Persuading the media to cover your client shouldn’t be like throwing darts and hoping one sticks. Decide what type of coverage you want.
Do you want a general assignment (GA) reporter? Your exposure may be brief, but it will air that very day. That’s good news for a time sensitive event. And with GA stories, you increase your chances of more than one media outlet showing up.
How about an investigative or special projects reporter? Maybe you want in-depth coverage in which a journalist can spend more time on the story. The report will air some time in the weeks ahead and you’ll get more airtime. Promotions departments may even air “teases” throughout the day to get viewers to tune in at just the right time. And local media sometimes share special reports with partners in other markets and before you know it, your client is being seen across the country. But when it comes to special reports, media want to feel special. Pick one outlet and work with it. Don’t sell your idea to everyone. If the media find out they invested time on a story readers and viewers can also get elsewhere, you’ll burn a bridge.

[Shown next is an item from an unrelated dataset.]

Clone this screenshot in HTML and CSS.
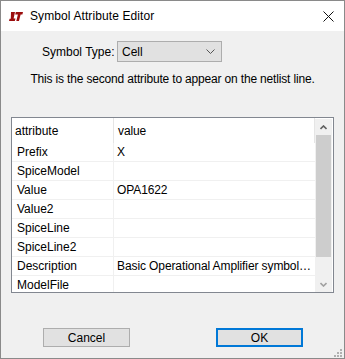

Does your client belong on a morning show? The morning news often welcomes lighter topics, from cooking in studio to a weatherman preparing ice cream in a shop while delivering the daily temps. Morning shows include a lot of long live segments. Is your client ready for that? TV stations keep starting their morning news earlier and earlier. And although they might not admit it, those morning producers have a lot of time to fill. Otherwise, they simply repeat the same stories every half hour. More time to fill might mean more opportunities for you.
So think carefully before tossing that first dart. Picking the right reporter or news show will help you get a bullseye.